Il s'ensuit que la négligence fautive de la société Patrick Richard Volailles a seule permis le paiement du chèque falsifié. Le préjudice subi par cette société résulte de sa propre faute, et non de la faute de la banque, dont la preuve n'est pas rapportée.

Les conditions de la responsabilité du Crédit mutuel ne sont pas réunies en l'espèce. La société Patrick Richard Volailles sera déboutée de sa demande en paiement de dommages-intérêts contre la banque.
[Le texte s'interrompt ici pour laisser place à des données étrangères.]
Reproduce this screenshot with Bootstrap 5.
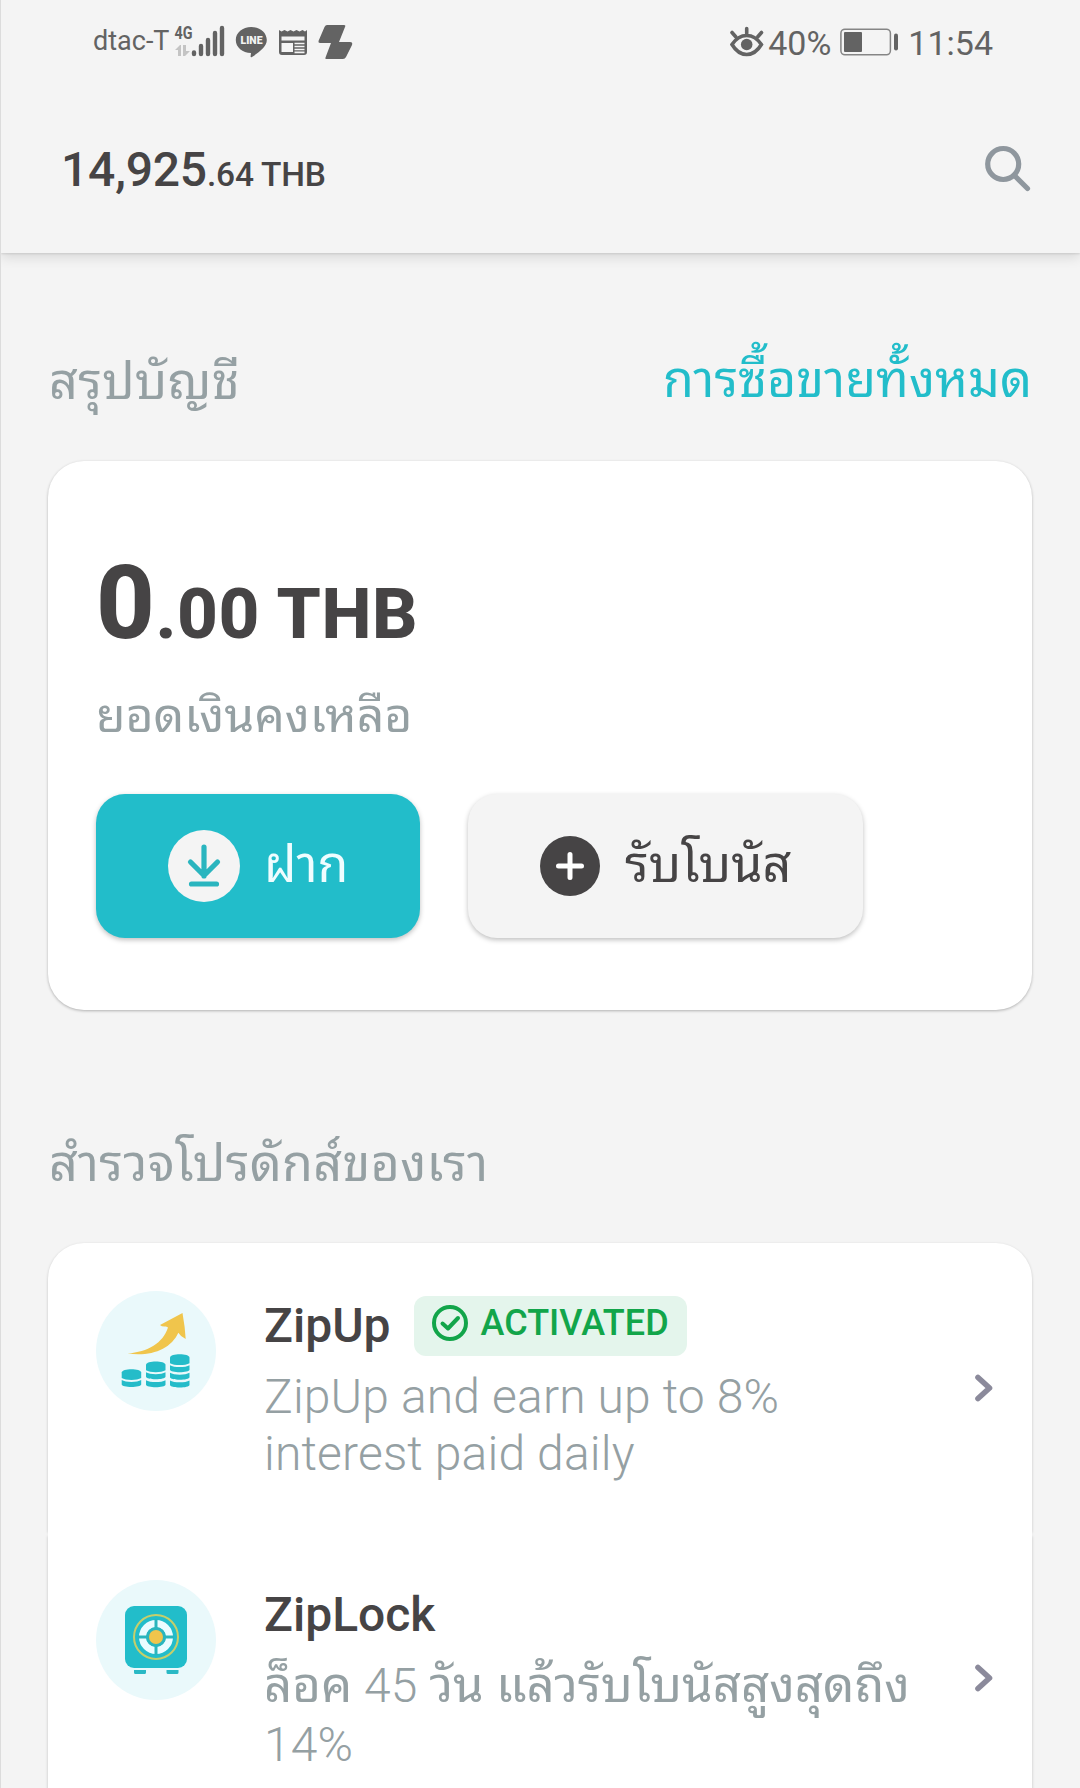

Le jugement déféré sera réformé en conséquence » ;


Alors que commet une faute la banque qui débite le compte d'un de ses clients du montant d'un chèque falsifié quand il en résulte un solde débiteur allant au-delà du découvert autorisé ; que, dans un tel cas, le dépassement du crédit disponible doit être considéré par la banque comme une anomalie rendant douteuse l'authenticité du chèque, de sorte qu'elle doit, soit refuser de contre-passer la somme en débit du compte de son client, soit, à tout le moins, se rapprocher de ce dernier pour l'informer de la situation et recueillir ses explications ainsi que ses éventuelles observations ; qu'en l'espèce, la Cour d'appel, qui a constaté que le chèque n° 7776125, qui avait été présenté le 21 avril 2005 au paiement à la CAISSE DE CREDIT MUTUEL DE CRAON ET DU CRAONNAIS, avait été falsifié quant à sa date, quant à son montant et quant à l'identité de son bénéficiaire, a expressément relevé que l'encaissement de ce chèque falsifié avait fait passer le débit du compte bancaire de la société PATRICK RICHARD VOLAILLES au-delà de son autorisation de découvert ; qu'en estimant, cependant, qu'eu égard au principe de non-ingérence du banquier dans les affaires de son client, cette circonstance ne permettait pas de reprocher utilement à la banque de ne pas s'être mise en relation avec ladite société PATRICK RICHARD VOLAILLES avant de débiter son compte pour s'assurer de la normalité du montant du chèque, la Cour d'appel n'a pas tiré les conclusions qui s'évinçaient de ses propres constatations et a violé, de ce fait, l'article 1147 du Code civil, ensemble les articles L. 131-4 et L. 131-38 du Code monétaire et financier.